Botanie Rock, near Lytton, BC
Before going back to the motohome, I decided to have a look at the campground for future reference.

Skihist Provincial Park campground, BC
There are 54 vehicle-accessible and 4 walk-in camp sites situated up the side of the mountain. The nightly fee is $23. The entire campground is extremely nice, but seems to get little use.

Skihist Provincial Park campground, BC
One of the campground’s washrooms, with flush toilets.

Skihist Provincial Park campground, BC
There are about 8 km of hiking trails in and around the park, including this section of the original Cariboo Wagon Road.

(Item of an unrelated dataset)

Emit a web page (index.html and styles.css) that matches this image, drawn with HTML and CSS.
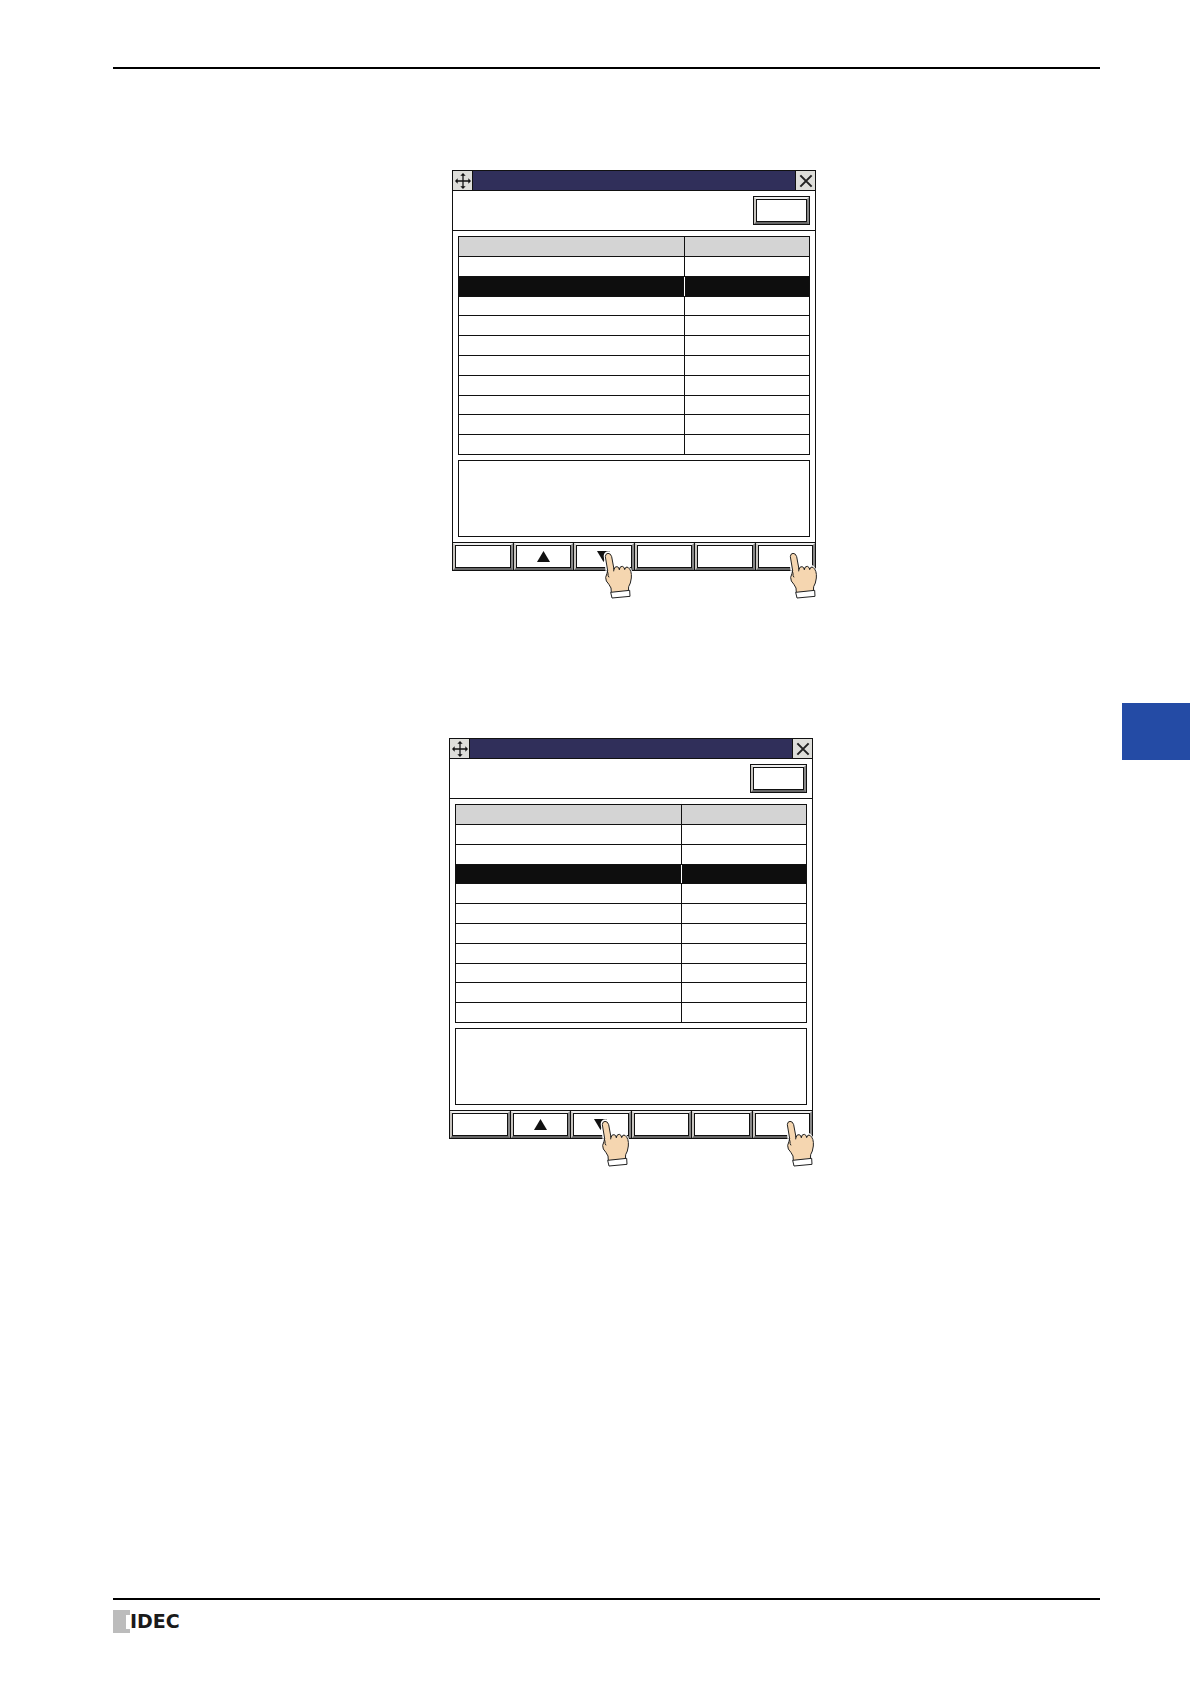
FILE: index.html
```html
<!DOCTYPE html>
<html lang="en">
<head>
    <meta charset="utf-8">
    <title>IDEC</title>
    <link rel="stylesheet" href="styles.css">
</head>
<body>
    <!-- shapes used by both windows -->
    <svg class="defs" aria-hidden="true">
        <symbol id="move" viewBox="0 0 15 15">
            <path d="M7.5 1V14M1 7.5H14" stroke="#111" stroke-width="1.2"/>
            <path d="M7.5 0L10 2.5H5zM7.5 15L10 12.5H5zM0 7.5L2.5 5V10zM15 7.5L12.5 5V10z" fill="#111"/>
        </symbol>
        <symbol id="close" viewBox="0 0 15 15">
            <path d="M2.2 2.2L12.8 12.8M12.8 2.2L2.2 12.8" stroke="#222" stroke-width="1.9"/>
        </symbol>
        <symbol id="up" viewBox="0 0 13 11">
            <path d="M6.5 0L13 11H0z" fill="#111"/>
        </symbol>
        <symbol id="down" viewBox="0 0 13 11">
            <path d="M0 0H13L6.5 11z" fill="#111"/>
        </symbol>
        <symbol id="hand" viewBox="490 360 96 150">
            <path d="M504 440L496 378Q497 368 507 368Q514 369 517 378L524 414Q530 406 538 413Q545 405 553 412Q561 405 567 415Q577 424 575 444Q573 461 567 470L567 484L515 488L514 474Q508 462 500 453Q494 443 502 430z" fill="#fff" stroke="#fff" stroke-width="8"/>
            <path d="M515 488L514 474Q508 462 500 453Q495 443 502 430L504 422L497 380Q497 371 505 370Q513 370 516 380L523 418Q525 409 532 410Q538 411 539 418Q541 408 548 409Q554 411 555 418Q558 408 565 412Q577 421 575 444Q573 461 567 470L566 484z" fill="#f5d6b0" stroke="#222" stroke-width="3" stroke-linejoin="round"/>
            <path d="M502 420L505 430Q504 437 508 442M523 414L522 424M539 414V420M555 414V419" fill="none" stroke="#222" stroke-width="3"/>
            <path d="M513 487L570 481L571 499L517 504z" fill="#fff" stroke="#222" stroke-width="3"/>
        </symbol>
    </svg>

    <div class="sheet">
        <div class="page">
            <header class="rule"></header>
            <main>
                <section class="figure">
                    <div class="window">
                        <div class="titlebar">
                            <button class="tool" aria-label="Move"><svg><use href="#move"/></svg></button>
                            <button class="tool tool-close" aria-label="Close"><svg><use href="#close"/></svg></button>
                        </div>
                        <div class="toolbar"><button class="bevel mode" aria-label="Mode"></button></div>
                        <div class="content">
                            <table>
                                <thead><tr><th class="name"></th><th></th></tr></thead>
                                <tbody>
                                    <tr><td></td><td></td></tr>
                                    <tr class="selected"><td></td><td></td></tr>
                                    <tr><td></td><td></td></tr>
                                    <tr><td></td><td></td></tr>
                                    <tr><td></td><td></td></tr>
                                    <tr><td></td><td></td></tr>
                                    <tr><td></td><td></td></tr>
                                    <tr><td></td><td></td></tr>
                                    <tr><td></td><td></td></tr>
                                    <tr><td></td><td></td></tr>
                                </tbody>
                            </table>
                            <div class="message"></div>
                        </div>
                        <div class="keys">
                            <div class="key"><button class="bevel" aria-label="Key 1"></button></div>
                            <div class="key"><button class="bevel" aria-label="Up"><svg class="arrow"><use href="#up"/></svg></button></div>
                            <div class="key"><button class="bevel" aria-label="Down"><svg class="arrow"><use href="#down"/></svg></button><svg class="hand"><use href="#hand"/></svg></div>
                            <div class="key"><button class="bevel" aria-label="Key 4"></button></div>
                            <div class="key"><button class="bevel" aria-label="Key 5"></button></div>
                            <div class="key"><button class="bevel" aria-label="Key 6"></button><svg class="hand hand-last"><use href="#hand"/></svg></div>
                        </div>
                    </div>
                </section>

                <section class="figure figure-next">
                    <div class="window">
                        <div class="titlebar">
                            <button class="tool" aria-label="Move"><svg><use href="#move"/></svg></button>
                            <button class="tool tool-close" aria-label="Close"><svg><use href="#close"/></svg></button>
                        </div>
                        <div class="toolbar"><button class="bevel mode" aria-label="Mode"></button></div>
                        <div class="content">
                            <table>
                                <thead><tr><th class="name"></th><th></th></tr></thead>
                                <tbody>
                                    <tr><td></td><td></td></tr>
                                    <tr><td></td><td></td></tr>
                                    <tr class="selected"><td></td><td></td></tr>
                                    <tr><td></td><td></td></tr>
                                    <tr><td></td><td></td></tr>
                                    <tr><td></td><td></td></tr>
                                    <tr><td></td><td></td></tr>
                                    <tr><td></td><td></td></tr>
                                    <tr><td></td><td></td></tr>
                                    <tr><td></td><td></td></tr>
                                </tbody>
                            </table>
                            <div class="message"></div>
                        </div>
                        <div class="keys">
                            <div class="key"><button class="bevel" aria-label="Key 1"></button></div>
                            <div class="key"><button class="bevel" aria-label="Up"><svg class="arrow"><use href="#up"/></svg></button></div>
                            <div class="key"><button class="bevel" aria-label="Down"><svg class="arrow"><use href="#down"/></svg></button><svg class="hand"><use href="#hand"/></svg></div>
                            <div class="key"><button class="bevel" aria-label="Key 4"></button></div>
                            <div class="key"><button class="bevel" aria-label="Key 5"></button></div>
                            <div class="key"><button class="bevel" aria-label="Key 6"></button><svg class="hand hand-last"><use href="#hand"/></svg></div>
                        </div>
                    </div>
                </section>
            </main>
            <footer class="rule">
                <div class="logo">
                    <svg class="logo-mark" viewBox="0 0 17 23"><path d="M0 0H17V5H13V19H17V23H0z" fill="#bcbcbc"/></svg>
                    <span>IDEC</span>
                </div>
            </footer>
        </div>
        <aside><div class="tab"></div></aside>
    </div>
</body>
</html>
```
FILE: styles.css
```css
* {
  box-sizing: border-box;
}

body {
  margin: 0;
  background-color: #FFF;
  font-family: "DejaVu Sans", sans-serif;
}

.defs {
  display: none;
}

.sheet {
  display: grid;
  grid-template-columns: 1fr 69px;
  column-gap: 22px;
  min-height: 100vh;
  padding-left: 113px;
}

.page {
  display: flex;
  flex-direction: column;
  padding: 67px 0 51px;
}

main {
  flex: 1;
  padding-top: 101px;
}

.rule {
  border-top: 2px solid #000;
}

/* windows */
.figure {
  display: flex;
  justify-content: center;
  padding-left: 55px;
}

.figure-next {
  margin-top: 167px;
  padding-left: 49px;
}

.window {
  width: 364px;
  border: 1px solid #111;
}

.titlebar {
  display: flex;
  justify-content: space-between;
  height: 20px;
  background-color: #302F5A;
  border-bottom: 1px solid #111;
}

.tool {
  display: flex;
  align-items: center;
  justify-content: center;
  width: 20px;
  padding: 0;
  background-color: #DEDEDA;
  border: 0;
  border-right: 1px solid #111;
}

.tool-close {
  border-right: 0;
  border-left: 1px solid #111;
}

.tool svg {
  width: 16px;
  height: 16px;
}

.toolbar {
  display: flex;
  justify-content: flex-end;
  height: 40px;
  padding: 5px;
  border-bottom: 1px solid #111;
}

.bevel {
  display: flex;
  align-items: center;
  justify-content: center;
  width: 100%;
  height: 100%;
  padding: 0;
  background-color: #FFF;
  border: 2px solid;
  border-color: #EEE #888 #666 #C8C5C0;
  box-shadow: inset 0 0 0 1px #111;
}

.mode {
  width: 57px;
  height: 29px;
  outline: 1px solid #111;
  outline-offset: -1px;
  border-width: 3px;
}

.content {
  padding: 5px;
}

table {
  width: 100%;
  height: 219px;
  table-layout: fixed;
  border-collapse: collapse;
}

th, td {
  padding: 0;
  border: 1px solid #111;
}

th {
  height: 20px;
  background-color: #D4D4D4;
}

.name {
  width: 226px;
}

.selected td {
  background-color: #0E0E0E;
}

.selected td:first-child {
  border-right: 1px solid #FFF;
}

.selected td:last-child {
  border-left: 1px solid #FFF;
}

.message {
  height: 77px;
  margin-top: 5px;
  border: 1px solid #111;
}

/* bottom keys */
.keys {
  display: flex;
  height: 28px;
  border-top: 1px solid #111;
}

.key {
  position: relative;
  flex: 1;
  border-right: 1px solid #111;
}

.key:last-child {
  border-right: 0;
}

.arrow {
  width: 13px;
  height: 11px;
}

.hand {
  position: absolute;
  top: 7px;
  left: 29px;
  width: 32px;
  height: 50px;
}

.hand-last {
  left: 32px;
}

/* footer */
.logo {
  display: flex;
  align-items: center;
  height: 23px;
  margin-top: 10px;
  color: #1A1A1A;
  font-size: 19px;
  font-weight: bold;
  line-height: 23px;
}

.logo-mark {
  width: 17px;
  height: 23px;
}

/* chapter tab */
.tab {
  height: 57px;
  margin: 703px 1px 0 0;
  background-color: #244BA5;
}
```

Skihist Provincial Park campground, BC
While I was away exploring Lytton and the campground, Molly was enjoying life as a motorhome cat 🙂


Still having problems with the rig, I found that the kitchen faucet was shot, leaking at a couple of places. I went back into Lytton to see if they had a hardware where I could replace it, and met the famous Rocky Mountaineer train.


The hardware had recently closed and the closest one was now in Hope. On the way out of town on a different route, I found that a new Chinese History Museum is being built.


Leaving Lytton once I got the Tracker hooked up again, we were now following the Fraser River, so I’m going to make that a new post.



Comments

Driving the Thompson River Canyon, Gold Pan Campground to Lytton — 3 Comments

  1. Nice article and interesting photos Murray, I always enjoy reading your column . We stay at Skihist Campground every time we go through the canyon — it is scenic, with mountain fresh air, pleasant walks, and very reasonably priced. From our experience the campground is well used after May 24th. In fact, in the summer you had better arrive early or reserve a site in advance. Looking forward to the next leg of your adventure.

    • Thanks for the information, Peg. It’s good to know that it does get well used, because it’s lovely. Maybe next year I’ll get some of those 8 km of trails hiked.

  2. Always love reading your post and viewing your pictures. Keep them coming and happy trails.